Lastly, some BJJ classes begin with gentle stretches, while others start with heavy exercises. And expect to run at the beginning of each class before moving on to learn basic moves from day one onward.

In these classes, learn basic Jiu-Jitsu techniques and drill through them individually several times before grappling with other students. You will learn to position yourself so your opponent will submit and also learn sparring rules so you don’t hurt your partner in an unintended way.

As these classes are physically draining, expect to be tired by the time you leave there. Eventually, your body will adapt to the physical exertion and you will feel energized by the time class finishes up.

As you can see, there are many styles of martial arts for women and any gender. Have you done martial arts or do you plan to add it to your bucket list?

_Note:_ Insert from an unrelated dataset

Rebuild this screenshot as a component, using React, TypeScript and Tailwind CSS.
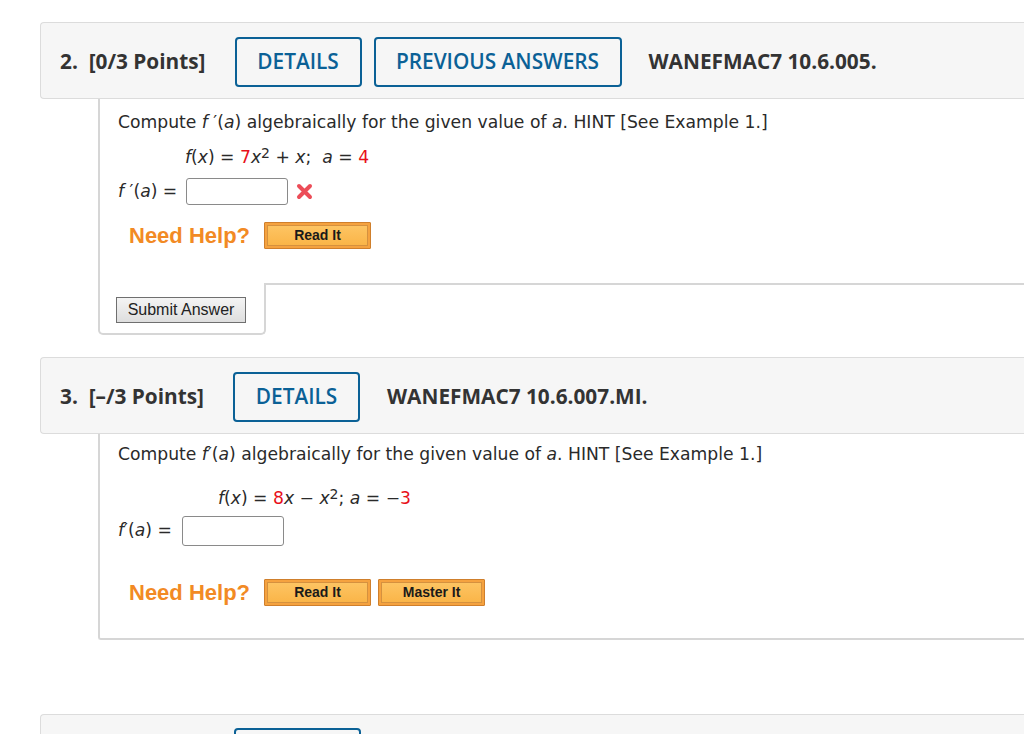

  1. I’ve done Taekwon Do, but moved over to karate. As an older woman, it’s much more my pace and just as effective as a self defence tool. My children also take karate, and I make it part of their allowance. Luckily they enjoy it as well. 😊

    I’ve never heard of some of these forms of martial arts, so thank you for a great post!

  2. Excellent post! I have a 5th degree black belt in To-Shin Do Ninjutsu and have been enriched and empowered tremendously by the ninja arts. I’ve also trained in Tang Soo Do, Wushu, kickboxing, and ground fighting. I highly recommend martial arts for women. There are many styles and schools, so be sure to find a style, place, teacher who feels right for you.

  3. Excellent and with an Eight Year old granddaughter to practices Jujitsu Grandma and Granddad who take her can testify it keeps All ages fit, even those sitting watching lol.. :-)

  4. I agree. I would also like to add wrestling. It helps get a great balance, some strength and combine that with striking. A well worded, thought out and balanced article and I enjoyed the read. Thank you. Stacey.

  5. You must always have an option to prevent a personal attack. Self-defense can help in this case. It is interesting to read the importance of being prepared in this aspect. It is a help for women to know how to defend themselves in this way.